» **Direction**:
Gather up all lines that carry the word "React".
☆ ☆ ☆ ☆
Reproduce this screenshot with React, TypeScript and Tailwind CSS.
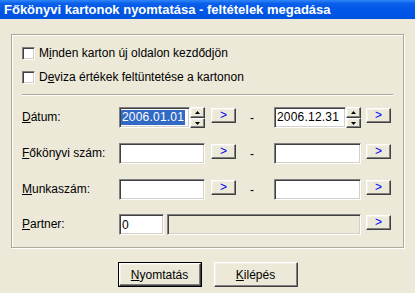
import React from "react";

const sunken =
  "border border-t-[#808080] border-l-[#808080] border-b-white border-r-white shadow-[inset_1px_1px_0_#404040,inset_-1px_-1px_0_#d4d0c8]";
const raised =
  "border border-t-white border-l-white border-b-[#404040] border-r-[#404040] shadow-[inset_-1px_-1px_0_#808080,inset_1px_1px_0_#f4f2e8] bg-[#ece9d8]";

function Checkbox({ children }: { children: React.ReactNode }) {
  return (
    <div className="flex items-center h-[13px]">
      <div className={`w-[13px] h-[13px] bg-white ${sunken}`} />
      <span className="ml-[4px] leading-[13px]">{children}</span>
    </div>
  );
}

function GoButton() {
  return (
    <div
      className={`w-[25px] h-[15px] mt-[1px] flex items-center justify-center text-[#0000ff] text-[12px] leading-none ${raised}`}
    >
      <span className="-mt-[1px]">&gt;</span>
    </div>
  );
}

function Spin() {
  return (
    <div className="w-[15px] h-[21px] flex flex-col">
      <div className={`h-[11px] flex items-center justify-center ${raised}`}>
        <svg width="5" height="3" viewBox="0 0 5 3">
          <path d="M2.5 0L5 3H0z" fill="#000" />
        </svg>
      </div>
      <div className={`h-[10px] flex items-center justify-center ${raised}`}>
        <svg width="5" height="3" viewBox="0 0 5 3">
          <path d="M0 0H5L2.5 3z" fill="#000" />
        </svg>
      </div>
    </div>
  );
}

function Label({ k, rest }: { k: string; rest: string }) {
  return (
    <div className="w-[97px] leading-[21px] h-[21px]">
      <span className="underline">{k}</span>
      {rest}
    </div>
  );
}

function Dash() {
  return <div className="w-[38px] pl-[14px] leading-[23px] h-[21px]">-</div>;
}

function Field({ w, children, disabled }: { w: string; children?: React.ReactNode; disabled?: boolean }) {
  return (
    <div className={`${w} h-[21px] ${disabled ? "bg-[#ece9d8]" : "bg-white"} ${sunken} flex items-center pl-[2px]`}>
      {children}
    </div>
  );
}

export default function App() {
  return (
    <div className="w-[415px] h-[293px] bg-[#ece9d8] overflow-hidden flex flex-col text-black text-[12px] font-['Liberation_Sans',Arial,sans-serif]">
      <div className="h-[19px] shrink-0 pl-[4px] text-white font-bold text-[13px] leading-[20px] bg-[linear-gradient(to_bottom,#2f86f8_0%,#0a60ea_18%,#0056e6_55%,#0052e0_100%)]">
        Főkönyvi kartonok nyomtatása - feltételek megadása
      </div>
      <div className="pt-[15px] pl-[11px]">
        <div className="w-[393px] h-[214px] border border-[#aca899] shadow-[inset_1px_1px_0_#fff,1px_1px_0_#fff] pl-[10px] pt-[12px] flex flex-col">
          <Checkbox>
            M<span className="underline">i</span>nden karton új oldalon kezdődjön
          </Checkbox>
          <div className="mt-[11px]">
            <Checkbox>
              D<span className="underline">e</span>viza értékek feltüntetése a kartonon
            </Checkbox>
          </div>
          <div className="mt-[10px] w-[371px] h-[2px] border-t border-t-[#aca899] border-b border-b-white" />
          <div className="mt-[11px] flex flex-col gap-[15px]">
            <div className="flex items-start">
              <Label k="D" rest="átum:" />
              <div className="flex">
                <div className={`w-[71px] h-[21px] bg-white ${sunken} flex items-center pl-[1px]`}>
                  <span className="bg-[#316ac5] text-white leading-[15px] px-[1px] tracking-[0.2px]">2006.01.01</span>
                </div>
                <Spin />
              </div>
              <div className="ml-[6px]">
                <GoButton />
              </div>
              <Dash />
              <div className="flex">
                <div className={`w-[72px] h-[21px] bg-white ${sunken} flex items-center pl-[2px]`}>
                  <span className="leading-[15px] tracking-[0.2px]">2006.12.31</span>
                </div>
                <Spin />
              </div>
              <div className="ml-[5px]">
                <GoButton />
              </div>
            </div>
            <div className="flex items-start">
              <Label k="F" rest="őkönyvi szám:" />
              <Field w="w-[86px]" />
              <div className="ml-[6px]">
                <GoButton />
              </div>
              <Dash />
              <Field w="w-[87px]" />
              <div className="ml-[5px]">
                <GoButton />
              </div>
            </div>
            <div className="flex items-start">
              <Label k="M" rest="unkaszám:" />
              <Field w="w-[86px]" />
              <div className="ml-[6px]">
                <GoButton />
              </div>
              <Dash />
              <Field w="w-[87px]" />
              <div className="ml-[5px]">
                <GoButton />
              </div>
            </div>
            <div className="flex items-start -mt-[1px]">
              <Label k="P" rest="artner:" />
              <Field w="w-[45px]">
                <span>0</span>
              </Field>
              <div className="ml-[3px]">
                <Field w="w-[194px]" disabled />
              </div>
              <div className="ml-[5px]">
                <GoButton />
              </div>
            </div>
          </div>
        </div>
      </div>
      <div className="mt-[14px] flex justify-center gap-[12px]">
        <div className="w-[84px] h-[25px] border border-black">
          <div className={`w-full h-full flex items-center justify-center ${raised}`}>
            <span>
              <span className="underline">N</span>yomtatás
            </span>
          </div>
        </div>
        <div className={`w-[84px] h-[25px] flex items-center justify-center ${raised}`}>
          <span>
            <span className="underline">K</span>ilépés
          </span>
        </div>
      </div>
    </div>
  );
}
☆ ☆ ☆ ☆
» **Answer to this task**:
Reproduce this screenshot with React, TypeScript and Tailwind CSS.
import React from "react";
function Checkbox({ children }: { children: React.ReactNode }) {
function Field({ w, children, disabled }: { w: string; children?: React.ReactNode; disabled?: boolean }) {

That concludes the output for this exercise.